Question

The magnitude of the electric field \[\overrightarrow{E}\] in the annular region of the charged cylindrical capacitor,
A) is the same throughout.
B) is higher near the outer cylinder than near the inner cylinder.
C) varies \[\dfrac{1}{r}\] as where r is the distance from the axis.
D) varies \[\dfrac{1}{{{r}^{2}}}\] as where r is the distance from the axis.

Answer 1

Hint: We can first draw a diagram of the annular region of the charged cylindrical capacitor. Then applying Gauss theorem on the region to find the magnitude of the electric field. The magnitude we get will tell us the dependence of the distance from the axis of the charged cylindrical capacitor.

Formula used:
\[\begin{align}
  & \phi =\dfrac{Q}{{{\varepsilon }_{0}}} \\
 & \phi =\mathop{{\int\!\!\!\!\!\int}\mkern-21mu \bigcirc}\limits_S
 E\cdot dA \\
\end{align}\]

Complete step by step answer:
The annular region for the charged cylindrical capacitor can be show as follows

Where r is the distance from the axis and l is the length of the cylinder.
Now according to Gauss theorem, the electric flux is given as the ratio of charge enclosed within the closed surface to the permittivity in free space.
\[\phi =\dfrac{Q}{{{\varepsilon }_{0}}}\] …………. (i)
Where Q is the total charge enclosed in the closed surface and \[{{\varepsilon }_{0}}\]is the permittivity in free space.
In terms of the electric field it can be given as
\[\phi =\mathop{{\int\!\!\!\!\!\int}\mkern-21mu \bigcirc}\limits_S
 E\cdot dA \]
Where dA is the infinitesimal element of the area of the surface.
Now considering the above charged cylindrical capacitor, electric field will be constant and the integral of dA will be given as
\[\mathop{{\int\!\!\!\!\!\int}\mkern-21mu \bigcirc}\limits_S
 dA=2\pi rl \]
And the total flux become
\[\phi =E\left( 2\pi rl \right)\] …………. (ii)
The charged capacitor will have linear charge density, which can be given as
\[\lambda =\dfrac{Q}{l}\]
From this length can be given as \[l=\dfrac{Q}{\lambda }\]
Substituting value of l in equation (ii)
\[\phi =2\pi rE\left( \dfrac{Q}{\lambda } \right)\]
Now equating, equation (i) to (ii)
\[2\pi rE\left( \dfrac{Q}{\lambda } \right)=\dfrac{Q}{{{\varepsilon }_{0}}}\]
Now the electric field can be given as
\[E=\dfrac{\lambda }{2\pi {{\varepsilon }_{0}}r}\]
From this we can see that
\[E\propto \dfrac{1}{r}\]
Hence, the magnitude of electric field in the annular region of the charged capacitor varies by \[\dfrac{1}{r}\].

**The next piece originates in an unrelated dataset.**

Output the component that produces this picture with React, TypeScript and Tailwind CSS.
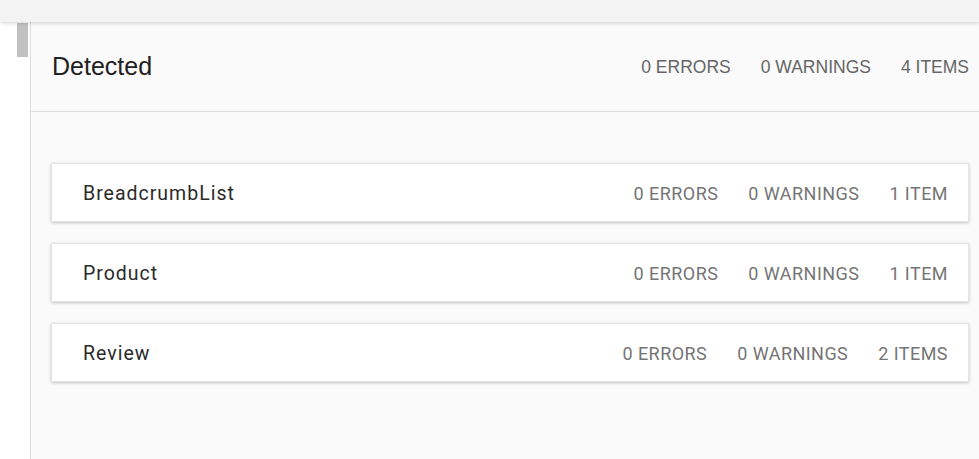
import React from "react";

const cards = [
  { name: "BreadcrumbList", items: "1 ITEM" },
  { name: "Product", items: "1 ITEM" },
  { name: "Review", items: "2 ITEMS" },
];

export default function App() {
  return (
    <div className="flex h-[459px] w-[979px] flex-col overflow-hidden bg-[#fafafa]">
      <div className="relative z-10 h-[22px] shrink-0 bg-[#f3f3f3] shadow-[0_1px_4px_rgba(0,0,0,0.18)]" />
      <div className="flex flex-1">
        <div className="w-[31px] shrink-0 border-r border-[#dcdcdc] bg-white">
          <div className="ml-[17px] mt-[1px] h-[34px] w-[11px] bg-[#c1c1c1]" />
        </div>
        <div className="flex flex-1 flex-col">
          <div className="flex h-[90px] items-center justify-between border-b border-[#dedede] pl-[21px] pr-[10px] pt-[1px]">
            <div className="font-['Liberation_Sans',Arial,sans-serif] text-[25px] text-[#212121]">Detected</div>
            <div className="flex gap-[30px] font-['Liberation_Sans',Arial,sans-serif] text-[17.5px] text-[#666666]">
              <span>0 ERRORS</span>
              <span>0 WARNINGS</span>
              <span>4 ITEMS</span>
            </div>
          </div>
          <div className="mt-[51px] flex flex-col gap-[21px] pl-[20px] pr-[10px]">
            {cards.map((c) => (
              <div
                key={c.name}
                className="flex h-[59px] items-center justify-between border border-[#e4e4e4] bg-white pl-[31px] pr-[20px] pt-[2px] shadow-[0_1px_3px_rgba(0,0,0,0.22)] font-['Roboto',sans-serif]"
              >
                <span className="text-[19.5px] tracking-[1px] text-[#2a2a2a]">{c.name}</span>
                <div className="flex gap-[30px] text-[18px] tracking-[0.45px] text-[#757575]">
                  <span>0 ERRORS</span>
                  <span>0 WARNINGS</span>
                  <span>{c.items}</span>
                </div>
              </div>
            ))}
          </div>
        </div>
      </div>
    </div>
  );
}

So, the correct answer is “Option C”.

Note: The magnitude of electric field for the point charge kept at distance r varies as \[\dfrac{1}{{{r}^{2}}}\] and therefore many can mistakenly say the correct option as D. But from the above derivation we can see that the magnitude of electric field is inversely proportional to the distance of the surface from its axis.